WASHINGTON (Reuters) - The U.S. Securities and Exchange Commission may need to issue guidance on "fair value accounting" methods, which are used for the hardest-to-value assets such as mortgage-backed securities, SEC Commissioner Paul Atkins said on Thursday.

Fair value accounting is a way of accounting for assets and liabilities based on how much they are currently worth as opposed to using historical values.

But now that the credit markets have seized up, fair value accounting has been blamed for exacerbating the credit crisis by forcing companies to use complex methods to value assets where there is little trading to identify market prices.

"If you have no value for something because there are no market values to be reflected, then you have to ask whether or not that is truly reflective of what the asset is worth," Atkins told Reuters in an interview.

"I think we need to come out with guidance to help people deal with that situation," he said.

In the past few months, corporate managers and some investors have been questioning the use of fair value accounting methods for hard-to-price asset-backed securities.
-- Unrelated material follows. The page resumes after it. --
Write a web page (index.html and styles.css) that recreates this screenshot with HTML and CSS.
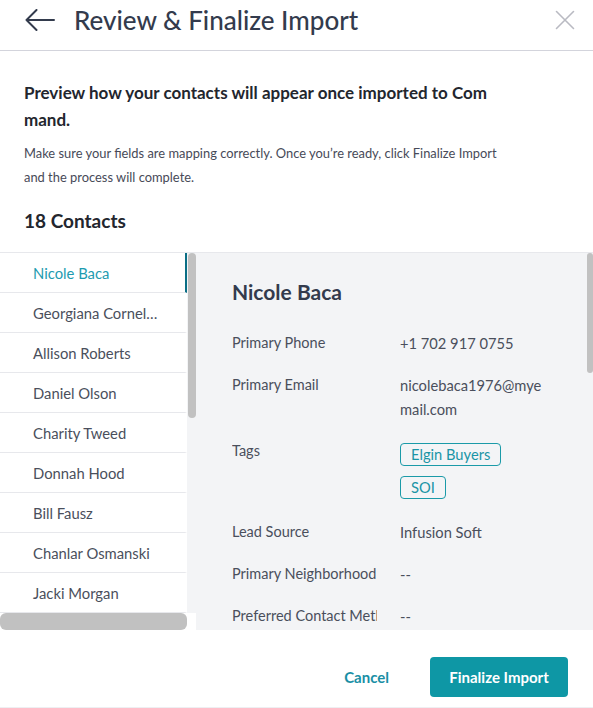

Under U.S. accounting rules, assets can be valued based on a simple price quote in an active market. The hardest to value assets are based entirely on management's best estimation derived from mathematical models, also known as "unobservable inputs."

Fair value accounting, also known as "mark-to-market" accounting, often requires companies to use complex mathematical models to come up with values, that some say adds to confusion.  Continued...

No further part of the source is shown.